Tally the lines with the word "React" and report the number alone.

## ROWS
-- begin --
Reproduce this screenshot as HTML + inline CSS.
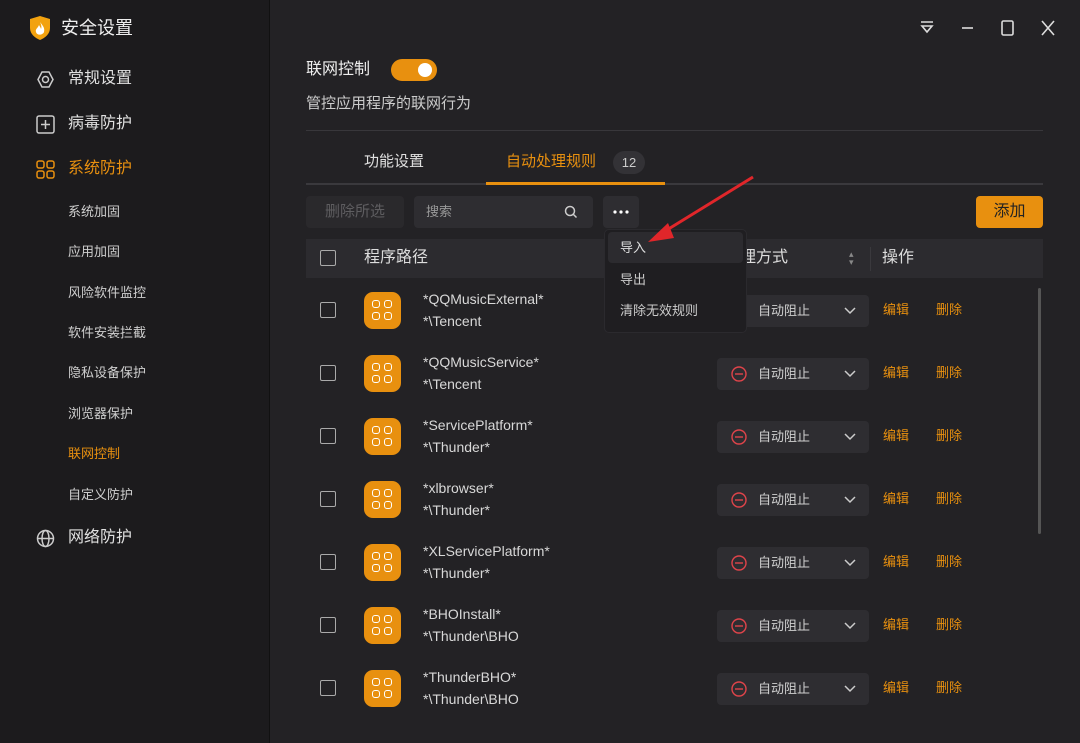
-- end --
-- begin --
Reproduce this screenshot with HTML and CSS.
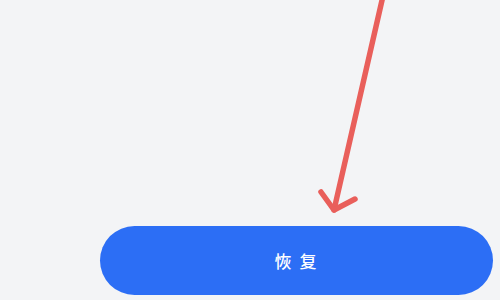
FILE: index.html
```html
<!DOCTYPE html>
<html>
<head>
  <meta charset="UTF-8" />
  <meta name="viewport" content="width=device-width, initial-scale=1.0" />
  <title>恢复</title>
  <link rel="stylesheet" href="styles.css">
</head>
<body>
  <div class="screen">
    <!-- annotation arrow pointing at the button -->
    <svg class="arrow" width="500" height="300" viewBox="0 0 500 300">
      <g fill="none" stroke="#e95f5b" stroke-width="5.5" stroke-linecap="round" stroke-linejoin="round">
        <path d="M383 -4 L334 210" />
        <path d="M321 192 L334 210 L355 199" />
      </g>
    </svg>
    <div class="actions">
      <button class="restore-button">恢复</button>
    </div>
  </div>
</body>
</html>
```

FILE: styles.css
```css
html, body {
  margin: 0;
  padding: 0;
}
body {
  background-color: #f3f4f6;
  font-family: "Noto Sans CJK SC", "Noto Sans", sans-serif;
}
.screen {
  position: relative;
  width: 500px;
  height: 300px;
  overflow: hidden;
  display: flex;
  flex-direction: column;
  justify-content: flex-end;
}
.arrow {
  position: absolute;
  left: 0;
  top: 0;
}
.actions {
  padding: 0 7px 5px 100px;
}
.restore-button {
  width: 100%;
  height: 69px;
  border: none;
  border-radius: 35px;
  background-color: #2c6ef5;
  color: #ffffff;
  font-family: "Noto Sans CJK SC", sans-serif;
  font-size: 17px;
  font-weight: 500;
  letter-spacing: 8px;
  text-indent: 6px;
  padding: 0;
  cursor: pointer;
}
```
-- end --
-- begin --
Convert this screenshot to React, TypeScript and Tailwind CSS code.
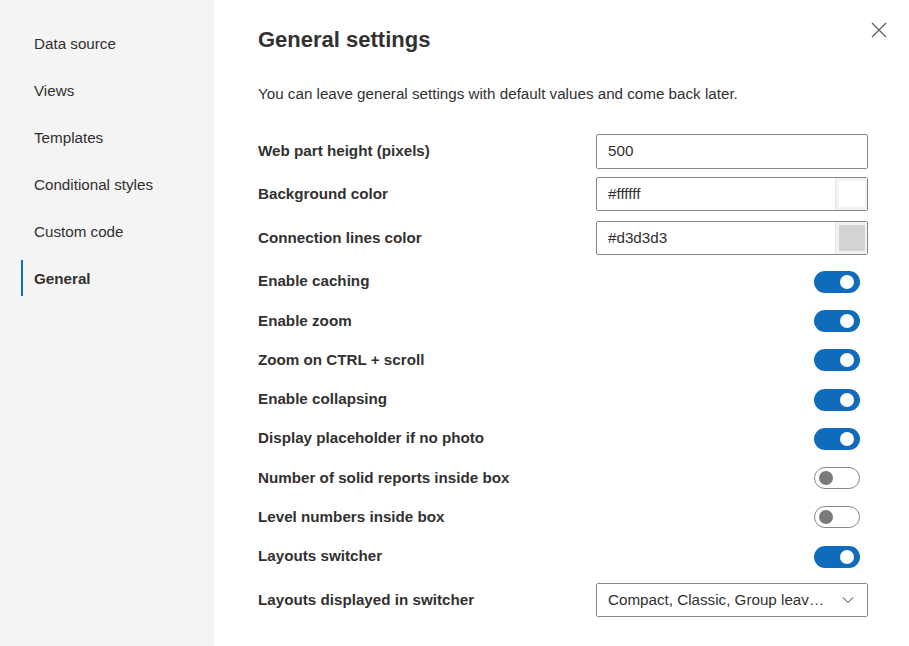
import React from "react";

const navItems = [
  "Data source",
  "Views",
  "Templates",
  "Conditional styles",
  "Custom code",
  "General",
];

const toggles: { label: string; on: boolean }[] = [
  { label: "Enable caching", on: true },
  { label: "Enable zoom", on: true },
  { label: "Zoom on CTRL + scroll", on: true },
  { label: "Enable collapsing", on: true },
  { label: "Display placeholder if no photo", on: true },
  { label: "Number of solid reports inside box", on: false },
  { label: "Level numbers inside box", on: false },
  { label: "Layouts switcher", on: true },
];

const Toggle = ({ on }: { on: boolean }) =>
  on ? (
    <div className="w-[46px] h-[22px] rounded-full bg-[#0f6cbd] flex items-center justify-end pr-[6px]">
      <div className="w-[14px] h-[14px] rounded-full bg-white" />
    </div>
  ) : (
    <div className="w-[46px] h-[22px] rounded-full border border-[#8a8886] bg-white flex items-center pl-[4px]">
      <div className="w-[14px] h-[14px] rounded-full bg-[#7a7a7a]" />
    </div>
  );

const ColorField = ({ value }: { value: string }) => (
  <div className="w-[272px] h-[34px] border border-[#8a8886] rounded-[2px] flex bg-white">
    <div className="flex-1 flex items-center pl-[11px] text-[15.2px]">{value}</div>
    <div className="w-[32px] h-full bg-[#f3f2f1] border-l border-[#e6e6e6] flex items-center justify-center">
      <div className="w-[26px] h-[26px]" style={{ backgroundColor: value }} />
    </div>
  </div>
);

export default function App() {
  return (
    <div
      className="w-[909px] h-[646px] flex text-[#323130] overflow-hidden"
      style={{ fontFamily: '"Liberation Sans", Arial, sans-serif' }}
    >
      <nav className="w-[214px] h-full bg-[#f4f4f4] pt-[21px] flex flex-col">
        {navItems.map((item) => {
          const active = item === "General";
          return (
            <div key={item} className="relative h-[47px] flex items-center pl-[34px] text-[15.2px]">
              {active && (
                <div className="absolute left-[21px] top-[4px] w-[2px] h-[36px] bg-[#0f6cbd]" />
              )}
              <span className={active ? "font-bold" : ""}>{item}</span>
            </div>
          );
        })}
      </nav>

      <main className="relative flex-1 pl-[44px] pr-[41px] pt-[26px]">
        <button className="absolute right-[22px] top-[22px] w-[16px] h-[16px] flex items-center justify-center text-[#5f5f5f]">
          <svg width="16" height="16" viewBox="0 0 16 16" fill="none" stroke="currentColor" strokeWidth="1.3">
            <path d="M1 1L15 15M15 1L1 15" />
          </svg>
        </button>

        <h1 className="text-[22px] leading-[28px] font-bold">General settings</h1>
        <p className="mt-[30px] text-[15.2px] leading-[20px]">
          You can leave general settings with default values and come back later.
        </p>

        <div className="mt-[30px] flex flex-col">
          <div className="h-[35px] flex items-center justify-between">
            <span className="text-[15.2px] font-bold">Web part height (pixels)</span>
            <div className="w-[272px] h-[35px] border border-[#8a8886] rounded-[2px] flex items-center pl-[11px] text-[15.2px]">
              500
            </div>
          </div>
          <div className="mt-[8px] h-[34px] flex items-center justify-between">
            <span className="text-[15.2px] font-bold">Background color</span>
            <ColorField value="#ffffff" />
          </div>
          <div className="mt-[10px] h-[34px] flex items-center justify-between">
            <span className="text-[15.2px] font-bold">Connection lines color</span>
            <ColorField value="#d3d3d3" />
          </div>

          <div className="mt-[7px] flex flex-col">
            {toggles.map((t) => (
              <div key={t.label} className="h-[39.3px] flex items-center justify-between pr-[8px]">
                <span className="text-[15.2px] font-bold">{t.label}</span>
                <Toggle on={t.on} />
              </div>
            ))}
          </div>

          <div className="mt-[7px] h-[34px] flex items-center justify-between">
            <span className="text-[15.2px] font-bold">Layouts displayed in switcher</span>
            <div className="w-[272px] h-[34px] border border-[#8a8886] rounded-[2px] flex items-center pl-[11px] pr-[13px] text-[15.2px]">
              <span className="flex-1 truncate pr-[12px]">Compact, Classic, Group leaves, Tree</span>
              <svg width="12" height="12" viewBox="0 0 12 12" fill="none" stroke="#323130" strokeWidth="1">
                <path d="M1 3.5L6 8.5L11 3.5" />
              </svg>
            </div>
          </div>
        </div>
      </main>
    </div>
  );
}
-- end --
## SOLUTION FOR THIS TASK
2